(Rows):
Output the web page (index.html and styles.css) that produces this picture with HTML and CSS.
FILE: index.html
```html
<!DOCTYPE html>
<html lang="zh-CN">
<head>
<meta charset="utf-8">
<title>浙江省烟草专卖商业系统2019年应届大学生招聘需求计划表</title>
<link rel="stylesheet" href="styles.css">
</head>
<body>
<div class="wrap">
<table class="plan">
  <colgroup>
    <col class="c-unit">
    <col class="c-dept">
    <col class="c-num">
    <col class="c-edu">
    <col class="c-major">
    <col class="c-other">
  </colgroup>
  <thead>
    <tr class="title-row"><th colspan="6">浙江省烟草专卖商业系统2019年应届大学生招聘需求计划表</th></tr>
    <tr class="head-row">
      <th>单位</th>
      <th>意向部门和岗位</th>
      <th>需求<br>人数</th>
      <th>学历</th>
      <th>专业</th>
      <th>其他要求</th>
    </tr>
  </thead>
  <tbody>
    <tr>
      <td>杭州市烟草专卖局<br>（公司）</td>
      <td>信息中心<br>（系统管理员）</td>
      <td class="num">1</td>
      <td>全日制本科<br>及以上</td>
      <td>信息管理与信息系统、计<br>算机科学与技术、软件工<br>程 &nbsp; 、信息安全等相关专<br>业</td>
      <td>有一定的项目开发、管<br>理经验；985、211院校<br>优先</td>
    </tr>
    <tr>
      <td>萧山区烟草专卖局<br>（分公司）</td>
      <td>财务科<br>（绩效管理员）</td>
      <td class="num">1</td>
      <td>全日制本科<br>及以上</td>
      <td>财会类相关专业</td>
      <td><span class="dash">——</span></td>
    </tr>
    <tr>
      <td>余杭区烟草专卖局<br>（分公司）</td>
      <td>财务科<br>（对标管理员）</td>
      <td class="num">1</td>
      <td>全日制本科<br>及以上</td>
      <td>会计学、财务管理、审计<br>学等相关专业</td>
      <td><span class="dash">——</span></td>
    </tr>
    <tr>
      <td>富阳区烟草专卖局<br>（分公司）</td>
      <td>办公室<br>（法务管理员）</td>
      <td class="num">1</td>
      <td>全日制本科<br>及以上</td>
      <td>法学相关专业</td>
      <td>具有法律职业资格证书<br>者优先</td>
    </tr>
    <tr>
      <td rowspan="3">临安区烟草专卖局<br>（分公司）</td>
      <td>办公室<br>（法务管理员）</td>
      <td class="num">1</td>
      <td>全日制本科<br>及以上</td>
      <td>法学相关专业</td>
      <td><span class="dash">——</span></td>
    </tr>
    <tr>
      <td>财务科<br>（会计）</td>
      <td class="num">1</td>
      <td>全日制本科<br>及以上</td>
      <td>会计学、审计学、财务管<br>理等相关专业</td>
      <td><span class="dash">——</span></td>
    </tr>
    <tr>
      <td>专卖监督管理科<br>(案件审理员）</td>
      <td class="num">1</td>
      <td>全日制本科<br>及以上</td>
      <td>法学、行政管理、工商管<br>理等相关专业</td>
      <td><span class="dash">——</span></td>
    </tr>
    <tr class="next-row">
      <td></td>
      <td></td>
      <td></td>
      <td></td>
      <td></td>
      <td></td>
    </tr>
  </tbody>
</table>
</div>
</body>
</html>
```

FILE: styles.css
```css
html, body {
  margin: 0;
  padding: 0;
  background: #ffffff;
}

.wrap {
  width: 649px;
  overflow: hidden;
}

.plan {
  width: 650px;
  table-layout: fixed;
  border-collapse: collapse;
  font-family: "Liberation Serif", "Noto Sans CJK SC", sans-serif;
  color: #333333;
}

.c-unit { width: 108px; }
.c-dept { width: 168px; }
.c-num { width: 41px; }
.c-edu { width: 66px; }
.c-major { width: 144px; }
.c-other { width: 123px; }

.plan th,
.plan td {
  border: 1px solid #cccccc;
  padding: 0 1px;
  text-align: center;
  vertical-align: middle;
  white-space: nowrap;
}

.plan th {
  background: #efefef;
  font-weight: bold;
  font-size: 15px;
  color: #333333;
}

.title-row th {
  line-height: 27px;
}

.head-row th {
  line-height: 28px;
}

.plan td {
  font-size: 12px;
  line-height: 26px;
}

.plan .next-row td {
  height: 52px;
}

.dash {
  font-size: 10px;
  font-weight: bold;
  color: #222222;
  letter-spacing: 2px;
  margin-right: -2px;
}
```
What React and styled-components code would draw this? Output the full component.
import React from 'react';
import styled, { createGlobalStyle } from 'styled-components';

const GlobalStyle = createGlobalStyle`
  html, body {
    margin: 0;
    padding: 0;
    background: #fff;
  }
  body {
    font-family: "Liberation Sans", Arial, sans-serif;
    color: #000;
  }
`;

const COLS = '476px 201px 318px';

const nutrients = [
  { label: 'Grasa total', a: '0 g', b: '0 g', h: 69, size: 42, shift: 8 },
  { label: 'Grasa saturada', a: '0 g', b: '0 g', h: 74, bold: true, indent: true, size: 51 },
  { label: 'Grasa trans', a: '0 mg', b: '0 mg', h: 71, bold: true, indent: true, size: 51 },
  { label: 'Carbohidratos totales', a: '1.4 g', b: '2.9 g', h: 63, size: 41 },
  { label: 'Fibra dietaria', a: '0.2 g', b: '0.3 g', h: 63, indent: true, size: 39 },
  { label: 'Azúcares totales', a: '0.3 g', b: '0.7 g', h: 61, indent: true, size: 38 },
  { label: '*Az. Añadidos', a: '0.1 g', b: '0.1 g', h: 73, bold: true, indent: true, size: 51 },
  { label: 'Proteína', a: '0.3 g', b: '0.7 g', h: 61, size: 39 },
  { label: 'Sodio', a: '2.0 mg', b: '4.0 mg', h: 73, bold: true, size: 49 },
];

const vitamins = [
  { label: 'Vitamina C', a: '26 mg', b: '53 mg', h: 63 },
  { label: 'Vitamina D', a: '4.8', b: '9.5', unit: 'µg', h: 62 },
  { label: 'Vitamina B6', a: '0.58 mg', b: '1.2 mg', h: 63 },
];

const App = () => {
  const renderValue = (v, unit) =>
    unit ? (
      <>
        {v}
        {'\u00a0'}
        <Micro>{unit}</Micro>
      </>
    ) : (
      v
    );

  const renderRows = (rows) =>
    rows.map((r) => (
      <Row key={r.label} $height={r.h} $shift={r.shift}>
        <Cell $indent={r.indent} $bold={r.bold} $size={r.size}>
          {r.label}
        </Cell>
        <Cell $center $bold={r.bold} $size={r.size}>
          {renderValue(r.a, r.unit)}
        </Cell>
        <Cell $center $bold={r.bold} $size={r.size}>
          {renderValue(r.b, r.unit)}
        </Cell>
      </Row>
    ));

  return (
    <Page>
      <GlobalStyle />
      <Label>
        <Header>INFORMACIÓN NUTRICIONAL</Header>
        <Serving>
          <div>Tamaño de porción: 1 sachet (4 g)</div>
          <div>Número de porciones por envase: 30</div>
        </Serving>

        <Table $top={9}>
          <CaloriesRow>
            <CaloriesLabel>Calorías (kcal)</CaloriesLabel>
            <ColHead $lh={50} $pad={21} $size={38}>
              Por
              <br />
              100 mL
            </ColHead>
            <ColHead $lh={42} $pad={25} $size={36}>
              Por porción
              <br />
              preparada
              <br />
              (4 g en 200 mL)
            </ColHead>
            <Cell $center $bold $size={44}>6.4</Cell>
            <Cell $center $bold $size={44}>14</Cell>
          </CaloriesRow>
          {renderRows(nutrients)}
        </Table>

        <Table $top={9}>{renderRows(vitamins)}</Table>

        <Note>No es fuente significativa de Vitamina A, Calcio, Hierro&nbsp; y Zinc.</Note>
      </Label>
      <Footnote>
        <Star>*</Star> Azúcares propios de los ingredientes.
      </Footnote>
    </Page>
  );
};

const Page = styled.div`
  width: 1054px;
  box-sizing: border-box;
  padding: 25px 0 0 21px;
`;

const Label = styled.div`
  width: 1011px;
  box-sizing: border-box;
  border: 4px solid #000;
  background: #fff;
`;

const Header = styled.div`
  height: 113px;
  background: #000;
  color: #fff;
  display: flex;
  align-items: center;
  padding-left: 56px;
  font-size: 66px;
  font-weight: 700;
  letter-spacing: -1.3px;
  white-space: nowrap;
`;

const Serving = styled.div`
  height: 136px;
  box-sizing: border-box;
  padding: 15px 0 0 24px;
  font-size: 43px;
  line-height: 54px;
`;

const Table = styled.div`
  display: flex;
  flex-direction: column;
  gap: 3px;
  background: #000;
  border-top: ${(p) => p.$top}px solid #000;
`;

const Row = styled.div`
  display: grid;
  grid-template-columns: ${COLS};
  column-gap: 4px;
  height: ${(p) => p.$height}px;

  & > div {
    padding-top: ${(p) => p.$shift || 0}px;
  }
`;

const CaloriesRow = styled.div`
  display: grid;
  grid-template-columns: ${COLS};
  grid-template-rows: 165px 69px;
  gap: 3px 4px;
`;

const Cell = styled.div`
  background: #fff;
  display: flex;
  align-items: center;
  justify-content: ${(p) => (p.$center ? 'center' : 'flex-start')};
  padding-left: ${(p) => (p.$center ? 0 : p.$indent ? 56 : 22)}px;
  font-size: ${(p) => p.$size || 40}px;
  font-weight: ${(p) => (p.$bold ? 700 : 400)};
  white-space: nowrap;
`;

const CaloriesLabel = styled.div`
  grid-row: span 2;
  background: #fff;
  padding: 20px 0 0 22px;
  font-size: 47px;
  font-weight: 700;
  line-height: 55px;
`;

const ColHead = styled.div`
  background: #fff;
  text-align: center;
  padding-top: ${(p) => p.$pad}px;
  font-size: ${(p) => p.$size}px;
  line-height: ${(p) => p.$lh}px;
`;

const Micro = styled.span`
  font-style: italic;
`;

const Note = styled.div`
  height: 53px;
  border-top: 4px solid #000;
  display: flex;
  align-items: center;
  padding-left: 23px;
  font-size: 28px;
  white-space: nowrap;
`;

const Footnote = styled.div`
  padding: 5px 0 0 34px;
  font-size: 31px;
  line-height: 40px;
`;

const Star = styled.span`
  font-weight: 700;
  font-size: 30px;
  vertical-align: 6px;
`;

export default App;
--
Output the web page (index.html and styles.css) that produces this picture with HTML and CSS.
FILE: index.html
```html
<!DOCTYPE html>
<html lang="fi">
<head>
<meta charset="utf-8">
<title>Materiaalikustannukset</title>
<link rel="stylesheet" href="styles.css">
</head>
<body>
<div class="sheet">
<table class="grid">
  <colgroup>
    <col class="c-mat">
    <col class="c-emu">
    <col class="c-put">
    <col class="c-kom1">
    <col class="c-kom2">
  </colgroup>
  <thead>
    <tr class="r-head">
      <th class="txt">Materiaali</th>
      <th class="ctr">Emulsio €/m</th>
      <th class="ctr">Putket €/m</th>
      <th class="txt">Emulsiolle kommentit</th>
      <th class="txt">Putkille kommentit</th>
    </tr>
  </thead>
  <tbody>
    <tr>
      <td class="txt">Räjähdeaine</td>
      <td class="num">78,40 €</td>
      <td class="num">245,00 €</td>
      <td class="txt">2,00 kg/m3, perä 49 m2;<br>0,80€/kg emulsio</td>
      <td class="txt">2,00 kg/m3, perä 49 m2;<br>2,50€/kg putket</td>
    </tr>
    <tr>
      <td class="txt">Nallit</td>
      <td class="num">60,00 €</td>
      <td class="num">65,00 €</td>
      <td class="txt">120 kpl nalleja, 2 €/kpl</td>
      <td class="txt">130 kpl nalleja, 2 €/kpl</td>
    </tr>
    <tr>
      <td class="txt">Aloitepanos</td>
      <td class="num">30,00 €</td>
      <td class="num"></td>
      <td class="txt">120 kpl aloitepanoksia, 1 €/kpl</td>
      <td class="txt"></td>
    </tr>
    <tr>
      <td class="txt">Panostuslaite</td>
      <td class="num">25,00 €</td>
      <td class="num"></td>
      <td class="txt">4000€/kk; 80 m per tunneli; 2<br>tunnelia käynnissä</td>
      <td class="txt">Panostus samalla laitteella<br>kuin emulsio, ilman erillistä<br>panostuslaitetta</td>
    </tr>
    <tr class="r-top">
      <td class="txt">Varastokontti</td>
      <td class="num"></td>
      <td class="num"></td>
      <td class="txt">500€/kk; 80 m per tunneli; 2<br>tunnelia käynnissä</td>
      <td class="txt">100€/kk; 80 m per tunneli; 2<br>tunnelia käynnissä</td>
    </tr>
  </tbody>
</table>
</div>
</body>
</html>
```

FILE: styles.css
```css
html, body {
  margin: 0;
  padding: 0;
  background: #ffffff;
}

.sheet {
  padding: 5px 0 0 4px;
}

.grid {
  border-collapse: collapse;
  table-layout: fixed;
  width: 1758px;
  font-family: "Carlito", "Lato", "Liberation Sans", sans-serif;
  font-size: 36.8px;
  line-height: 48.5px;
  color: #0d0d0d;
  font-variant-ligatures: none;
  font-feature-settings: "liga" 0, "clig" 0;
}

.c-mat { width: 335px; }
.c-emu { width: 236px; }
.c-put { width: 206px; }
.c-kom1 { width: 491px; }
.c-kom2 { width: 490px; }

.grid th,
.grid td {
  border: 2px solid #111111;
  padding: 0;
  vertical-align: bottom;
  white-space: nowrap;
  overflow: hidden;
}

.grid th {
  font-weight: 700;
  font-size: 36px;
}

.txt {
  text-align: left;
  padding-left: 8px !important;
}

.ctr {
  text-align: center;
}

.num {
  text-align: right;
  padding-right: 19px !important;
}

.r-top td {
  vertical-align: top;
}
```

(To do): Nothing outside the span should appear: copy exactly from the line with "What React and" through the line with "const COLS = '476px 201px 318px';".

(In response):
What React and styled-components code would draw this? Output the full component.
import React from 'react';
import styled, { createGlobalStyle } from 'styled-components';

const GlobalStyle = createGlobalStyle`
  html, body {
    margin: 0;
    padding: 0;
    background: #fff;
  }
  body {
    font-family: "Liberation Sans", Arial, sans-serif;
    color: #000;
  }
`;

const COLS = '476px 201px 318px';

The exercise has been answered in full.